Tirza, ook geschreven Thirza of Tirsa of Tirtsa, is in de Bijbel de naam van een stad en van een vrouw.

De naam betekent ‘genoegen, schoonheid’.[1]

1. Tirza was een koningsstad van de Kanaänieten, daarna de eerste hoofdstad van het Noordrijk (tienstammenrijk). Zij lag ten oosten van de latere hoofdstad Samaria en ten noorden van Sichem.

Ligging van Tirza in het tienstammenrijk Israël. Op de kaart 'Tirzah', aangeduid door een zwarte ster.

Tirza was een tijd lang de hoofd- of hofstad van het tienstammenrijk. Zij was de koningsstad vóórdat Omri de stad Samaria bouwde.

In Salomo's hooglied vergelijkt de bruidegom zijn bruid met het bevallig gelegen Tirza:

Hoo 6:4  Mooi bent u, Mijn vriendin, als Tirza, bekoorlijk als Jeruzalem, schrikwekkend als zij die vaandels opheffen. (HSV)

Toen de vrouw van koning Jerobeam terug kwam in Tirza, stierf haar zoon, gelijk voorzegd was door de profeet Ahia.

1Kon 14:17 Toen stond de vrouw van Jerobeam op, ging op weg en kwam te Tirza. Toen zij over de drempel van het huis kwam, stierf de jongen. (HSV)

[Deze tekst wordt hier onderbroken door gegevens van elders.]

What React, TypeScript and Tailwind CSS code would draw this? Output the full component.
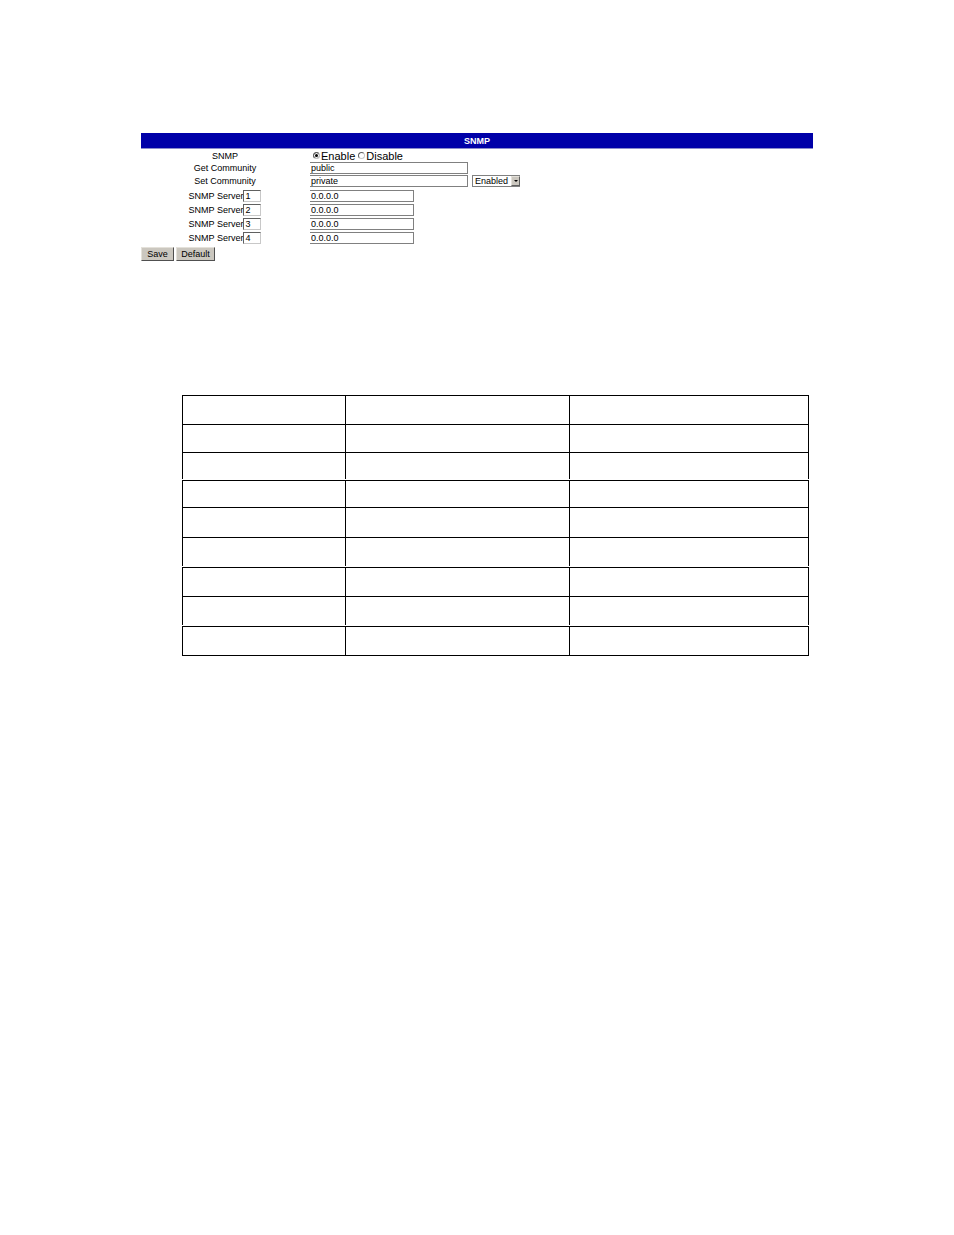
import { useState } from "react";

const servers = [1, 2, 3, 4];

const fieldClass =
  "h-3 border border-l-0 border-[#808080] bg-white px-px text-[9px] leading-[10px] text-black outline-none";

const radioClass =
  "size-[7px] appearance-none rounded-full border border-[#606060] border-r-[#c8c8c8] border-b-[#c8c8c8] bg-white checked:bg-black checked:shadow-[inset_0_0_0_1px_white]";

const buttonClass =
  "h-[14px] border border-[#e4e1da] border-r-[#505050] border-b-[#505050] bg-[#cbc7bf] text-center text-[9px] leading-[12px] text-black";

const rowGroups: string[][] = [
  ["h-[29px]", "h-[28px]", "h-[27px]"],
  ["h-[27px]", "h-[30px]", "h-[29px]"],
  ["h-[29px]", "h-[29px]"],
  ["h-[30px]"],
];

function SnmpForm() {
  const [enabled, setEnabled] = useState(true);
  return (
    <form onSubmit={(e) => e.preventDefault()}>
      <h1 className="h-4 border-b border-[#8c8ccc] bg-[#0000a8] text-center text-[9px] leading-4 font-bold text-white">
        SNMP
      </h1>
      <div className="grid grid-cols-[25%_75%] items-center">
        <div id="snmp-label" className="h-[13px] text-center leading-[14px]">
          SNMP
        </div>
        <div
          role="radiogroup"
          aria-labelledby="snmp-label"
          className="flex h-[13px] items-center gap-[3px] pl-1 text-[11px] leading-[14px]"
        >
          <label className="flex items-center gap-[1px]">
            <input
              type="radio"
              name="snmp"
              className={radioClass}
              checked={enabled}
              onChange={() => setEnabled(true)}
            />
            Enable
          </label>
          <label className="flex items-center gap-[1px]">
            <input
              type="radio"
              name="snmp"
              className={radioClass}
              checked={!enabled}
              onChange={() => setEnabled(false)}
            />
            Disable
          </label>
        </div>

        <label htmlFor="get" className="h-[13px] text-center leading-[13px]">
          Get Community
        </label>
        <div className="flex h-[13px] items-start pl-px">
          <input id="get" defaultValue="public" className={`${fieldClass} w-[158px]`} />
        </div>

        <label htmlFor="set" className="h-[13px] text-center leading-[13px]">
          Set Community
        </label>
        <div className="flex h-[13px] items-start gap-1 pl-px">
          <input id="set" defaultValue="private" className={`${fieldClass} w-[158px]`} />
          <div className="grid h-3 w-12 grid-cols-[1fr_9px] border border-r-0 border-[#808080]">
            <select
              aria-label="Set community access"
              className="col-span-2 col-start-1 row-start-1 h-[10px] w-full appearance-none bg-white pl-[2px] text-[9px] leading-[10px] outline-none"
            >
              <option>Enabled</option>
              <option>Disabled</option>
            </select>
            <span className="pointer-events-none col-start-2 row-start-1 flex h-[10px] items-center justify-center border border-[#e4e1da] border-r-[#606060] border-b-[#606060] bg-[#cbc7bf]">
              <svg width="4" height="2" viewBox="0 0 4 2" aria-hidden="true">
                <path d="M0 0h4L2 2z" fill="black" />
              </svg>
            </span>
          </div>
        </div>
      </div>

      <div className="mt-px grid grid-cols-[25%_75%] items-center">
        {servers.map((n) => (
          <div key={n} className="contents">
            <div className="flex h-[14px] items-center justify-center">
              <label htmlFor={`index-${n}`}>SNMP Server</label>
              <input
                id={`index-${n}`}
                defaultValue={n}
                className="h-3 w-[18px] border border-[#606060] border-r-[#c8c8c8] border-b-[#c8c8c8] bg-white pl-px text-[9px] leading-[10px] outline-none"
              />
            </div>
            <div className="flex h-[14px] items-center pl-px">
              <input
                aria-label={`SNMP Server ${n} address`}
                defaultValue="0.0.0.0"
                className={`${fieldClass} w-[104px]`}
              />
            </div>
          </div>
        ))}
      </div>

      <div className="mt-[2px] flex gap-[2px]">
        <button type="submit" className={`${buttonClass} w-[33px]`}>
          Save
        </button>
        <button type="reset" className={`${buttonClass} w-[39px]`}>
          Default
        </button>
      </div>
    </form>
  );
}

function BlankTable() {
  return (
    <table className="w-full table-fixed border-separate border-spacing-0">
      <colgroup>
        <col className="w-[26%]" />
        <col className="w-[35.7%]" />
        <col />
      </colgroup>
      {rowGroups.map((rows, g) => (
        <tbody key={g}>
          {g > 0 && (
            <tr>
              <td colSpan={3} className="h-px p-0" />
            </tr>
          )}
          {rows.map((height, r) => {
            const bottom = g === rowGroups.length - 1 ? "border-b" : "";
            return (
              <tr key={r} className={height}>
                <td className={`border-t border-l border-black p-0 ${bottom}`} />
                <td className={`border-t border-l border-black p-0 ${bottom}`} />
                <td className={`border-t border-x border-black p-0 ${bottom}`} />
              </tr>
            );
          })}
        </tbody>
      ))}
    </table>
  );
}

export default function App() {
  return (
    <main className="min-h-screen bg-white px-[141px] pt-[133px] pb-16 font-['Liberation_Sans',Arial,sans-serif] text-[9px] leading-3 text-black">
      <SnmpForm />
      <div className="mt-[134px] mr-1 ml-[41px]">
        <BlankTable />
      </div>
    </main>
  );
}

2. een dochter van Zelaphead.

Bron

P.J. Gouda Quint, Woordenboek des Bijbels, inzonderheid ten gebruike bij de Statenvertaling. Haarlem: De erven F. Bohn, 1866. Tekst van het lemma 'Thirza' is op 8 juli 2017 verwerkt.

Voetnoot

  1. Aantekening bij de Willibrord-vertaling uit 1995.